● **Dataset section**
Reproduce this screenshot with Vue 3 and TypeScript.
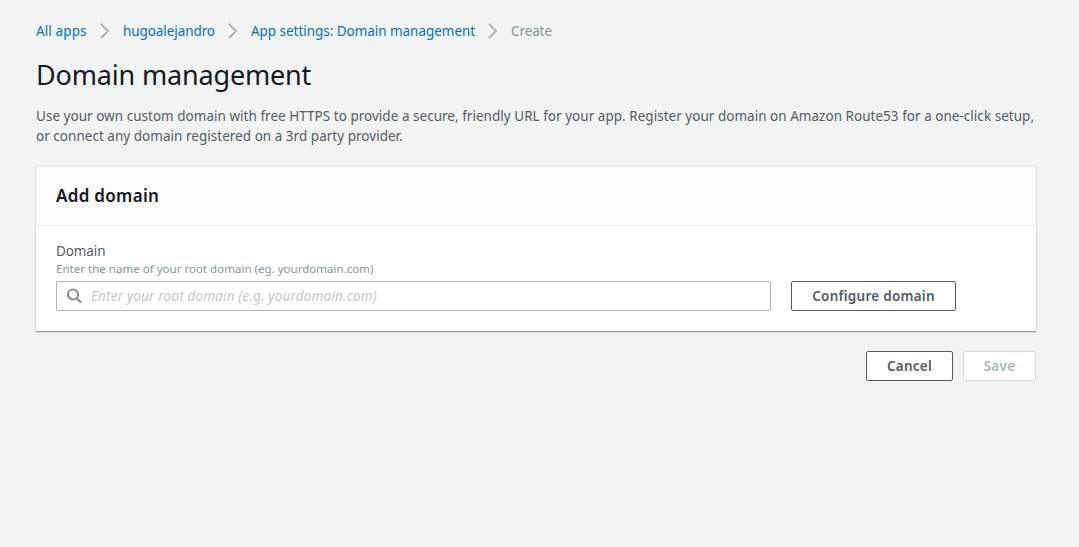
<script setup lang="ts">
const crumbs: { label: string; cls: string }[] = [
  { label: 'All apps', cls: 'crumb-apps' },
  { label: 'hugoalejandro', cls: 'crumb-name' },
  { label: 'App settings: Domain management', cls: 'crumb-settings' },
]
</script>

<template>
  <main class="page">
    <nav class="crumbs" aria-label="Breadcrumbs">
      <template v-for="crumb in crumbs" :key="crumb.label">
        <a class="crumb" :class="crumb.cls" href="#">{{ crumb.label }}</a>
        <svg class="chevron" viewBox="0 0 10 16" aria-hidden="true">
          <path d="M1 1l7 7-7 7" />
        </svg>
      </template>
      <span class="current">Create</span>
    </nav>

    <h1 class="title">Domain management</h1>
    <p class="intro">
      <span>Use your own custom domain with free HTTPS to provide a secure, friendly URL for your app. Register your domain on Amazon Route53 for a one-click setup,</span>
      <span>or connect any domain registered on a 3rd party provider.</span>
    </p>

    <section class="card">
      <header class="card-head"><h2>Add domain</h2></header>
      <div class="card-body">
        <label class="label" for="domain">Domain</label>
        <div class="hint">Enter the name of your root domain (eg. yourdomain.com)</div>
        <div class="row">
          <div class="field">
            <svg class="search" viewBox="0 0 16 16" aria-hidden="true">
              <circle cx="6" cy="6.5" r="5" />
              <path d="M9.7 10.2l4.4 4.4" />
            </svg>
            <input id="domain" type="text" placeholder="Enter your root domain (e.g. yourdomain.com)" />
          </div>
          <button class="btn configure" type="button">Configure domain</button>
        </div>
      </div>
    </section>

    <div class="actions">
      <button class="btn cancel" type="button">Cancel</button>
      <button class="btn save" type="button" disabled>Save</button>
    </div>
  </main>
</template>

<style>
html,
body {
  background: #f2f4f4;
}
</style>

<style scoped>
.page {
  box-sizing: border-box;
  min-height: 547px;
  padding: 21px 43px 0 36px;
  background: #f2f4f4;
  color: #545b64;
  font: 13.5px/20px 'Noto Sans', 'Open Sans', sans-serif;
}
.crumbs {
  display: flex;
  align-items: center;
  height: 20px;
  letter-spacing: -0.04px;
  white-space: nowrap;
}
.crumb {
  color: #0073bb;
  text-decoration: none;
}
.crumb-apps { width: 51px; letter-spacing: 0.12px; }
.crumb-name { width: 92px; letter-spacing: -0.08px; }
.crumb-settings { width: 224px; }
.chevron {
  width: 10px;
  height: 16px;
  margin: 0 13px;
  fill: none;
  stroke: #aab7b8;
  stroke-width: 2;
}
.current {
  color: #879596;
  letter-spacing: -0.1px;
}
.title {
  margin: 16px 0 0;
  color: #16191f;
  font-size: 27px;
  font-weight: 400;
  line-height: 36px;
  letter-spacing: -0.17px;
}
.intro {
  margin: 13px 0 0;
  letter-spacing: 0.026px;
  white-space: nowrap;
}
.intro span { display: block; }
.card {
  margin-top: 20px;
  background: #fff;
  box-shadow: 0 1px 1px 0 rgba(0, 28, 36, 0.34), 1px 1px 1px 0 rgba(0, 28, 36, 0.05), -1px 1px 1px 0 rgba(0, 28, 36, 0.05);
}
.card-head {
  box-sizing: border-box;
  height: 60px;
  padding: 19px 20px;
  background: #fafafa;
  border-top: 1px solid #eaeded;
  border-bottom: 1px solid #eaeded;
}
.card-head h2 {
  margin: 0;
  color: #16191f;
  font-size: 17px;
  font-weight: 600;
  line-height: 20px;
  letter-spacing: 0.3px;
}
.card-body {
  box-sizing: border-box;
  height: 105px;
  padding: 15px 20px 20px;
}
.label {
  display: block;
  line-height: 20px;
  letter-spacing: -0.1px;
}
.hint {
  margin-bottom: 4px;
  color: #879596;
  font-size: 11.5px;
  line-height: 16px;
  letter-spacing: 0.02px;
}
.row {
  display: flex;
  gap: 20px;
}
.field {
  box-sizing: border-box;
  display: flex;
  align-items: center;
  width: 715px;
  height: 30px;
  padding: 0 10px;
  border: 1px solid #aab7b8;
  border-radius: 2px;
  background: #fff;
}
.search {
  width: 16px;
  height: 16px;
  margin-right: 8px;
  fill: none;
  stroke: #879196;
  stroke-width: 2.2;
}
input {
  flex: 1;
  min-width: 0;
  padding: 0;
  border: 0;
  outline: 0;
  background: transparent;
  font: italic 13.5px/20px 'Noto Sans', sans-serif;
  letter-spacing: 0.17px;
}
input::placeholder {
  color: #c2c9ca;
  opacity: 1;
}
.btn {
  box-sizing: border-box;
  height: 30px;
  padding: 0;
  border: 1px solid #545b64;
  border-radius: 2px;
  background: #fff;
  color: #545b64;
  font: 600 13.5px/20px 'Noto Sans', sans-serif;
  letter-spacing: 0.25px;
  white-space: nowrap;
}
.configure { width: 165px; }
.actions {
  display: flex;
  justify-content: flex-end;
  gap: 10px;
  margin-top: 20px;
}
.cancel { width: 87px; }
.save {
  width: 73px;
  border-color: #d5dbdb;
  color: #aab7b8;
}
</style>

● **Directions for this task**
Filter the data, keeping only the lines that contain "with".

● **Output**
Reproduce this screenshot with Vue 3 and TypeScript.
      <span>Use your own custom domain with free HTTPS to provide a secure, friendly URL for your app. Register your domain on Amazon Route53 for a one-click setup,</span>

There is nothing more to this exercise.